**Data extract**.
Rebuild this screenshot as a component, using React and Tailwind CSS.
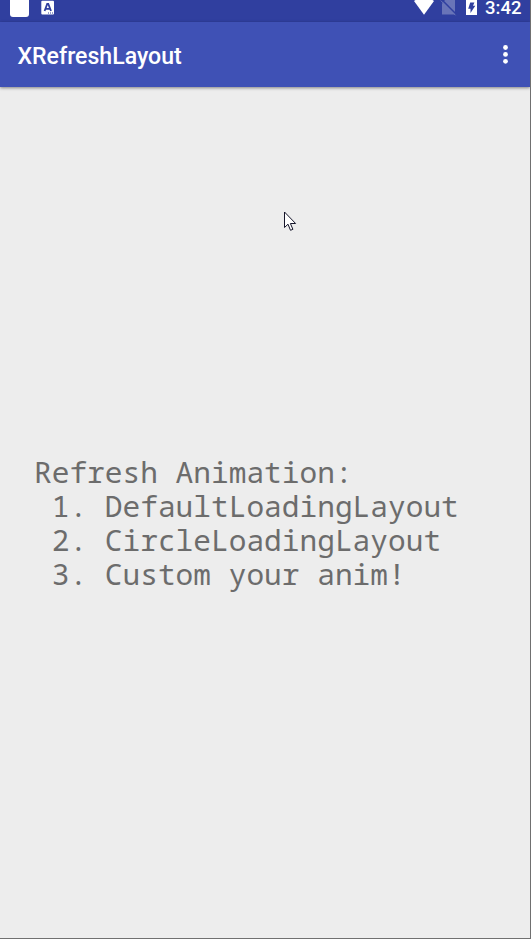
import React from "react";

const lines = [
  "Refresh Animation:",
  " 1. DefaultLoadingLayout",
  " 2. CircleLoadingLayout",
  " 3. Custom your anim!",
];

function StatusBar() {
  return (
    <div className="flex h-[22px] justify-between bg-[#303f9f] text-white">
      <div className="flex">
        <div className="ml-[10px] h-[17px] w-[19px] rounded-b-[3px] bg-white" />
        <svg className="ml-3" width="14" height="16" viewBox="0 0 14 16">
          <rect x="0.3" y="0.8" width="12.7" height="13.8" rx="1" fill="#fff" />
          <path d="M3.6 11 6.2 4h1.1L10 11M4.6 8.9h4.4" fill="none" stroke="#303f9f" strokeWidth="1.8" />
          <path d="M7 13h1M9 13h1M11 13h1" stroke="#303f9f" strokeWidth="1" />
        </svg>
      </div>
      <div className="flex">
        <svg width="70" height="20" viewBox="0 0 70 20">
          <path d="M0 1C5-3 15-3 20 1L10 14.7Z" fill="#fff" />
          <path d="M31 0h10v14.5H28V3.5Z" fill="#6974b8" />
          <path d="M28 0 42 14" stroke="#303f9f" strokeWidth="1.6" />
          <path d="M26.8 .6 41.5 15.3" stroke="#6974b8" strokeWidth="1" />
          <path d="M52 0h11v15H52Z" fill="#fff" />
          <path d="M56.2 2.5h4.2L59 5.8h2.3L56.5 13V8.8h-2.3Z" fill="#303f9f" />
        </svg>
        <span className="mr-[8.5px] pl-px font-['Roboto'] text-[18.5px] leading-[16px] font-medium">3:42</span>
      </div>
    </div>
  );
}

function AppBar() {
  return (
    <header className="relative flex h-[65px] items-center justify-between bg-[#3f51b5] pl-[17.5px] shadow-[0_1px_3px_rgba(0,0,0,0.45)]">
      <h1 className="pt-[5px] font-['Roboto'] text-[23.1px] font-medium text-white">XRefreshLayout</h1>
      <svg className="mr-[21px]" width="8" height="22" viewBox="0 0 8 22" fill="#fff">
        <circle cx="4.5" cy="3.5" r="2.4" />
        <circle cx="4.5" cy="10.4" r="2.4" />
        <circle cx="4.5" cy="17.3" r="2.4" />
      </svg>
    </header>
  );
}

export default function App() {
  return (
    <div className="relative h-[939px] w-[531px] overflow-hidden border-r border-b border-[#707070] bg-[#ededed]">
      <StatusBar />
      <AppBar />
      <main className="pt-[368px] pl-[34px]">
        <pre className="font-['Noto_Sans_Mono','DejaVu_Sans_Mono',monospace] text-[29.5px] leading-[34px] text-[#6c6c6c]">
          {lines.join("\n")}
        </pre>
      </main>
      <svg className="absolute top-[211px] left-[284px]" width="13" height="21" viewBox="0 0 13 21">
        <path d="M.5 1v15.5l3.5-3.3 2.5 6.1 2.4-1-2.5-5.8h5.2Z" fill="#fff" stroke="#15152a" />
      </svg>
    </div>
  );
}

**Work required**. Look through the material above and pick out each line holding the word "React".

**Solution to the problem**.
Rebuild this screenshot as a component, using React and Tailwind CSS.
import React from "react";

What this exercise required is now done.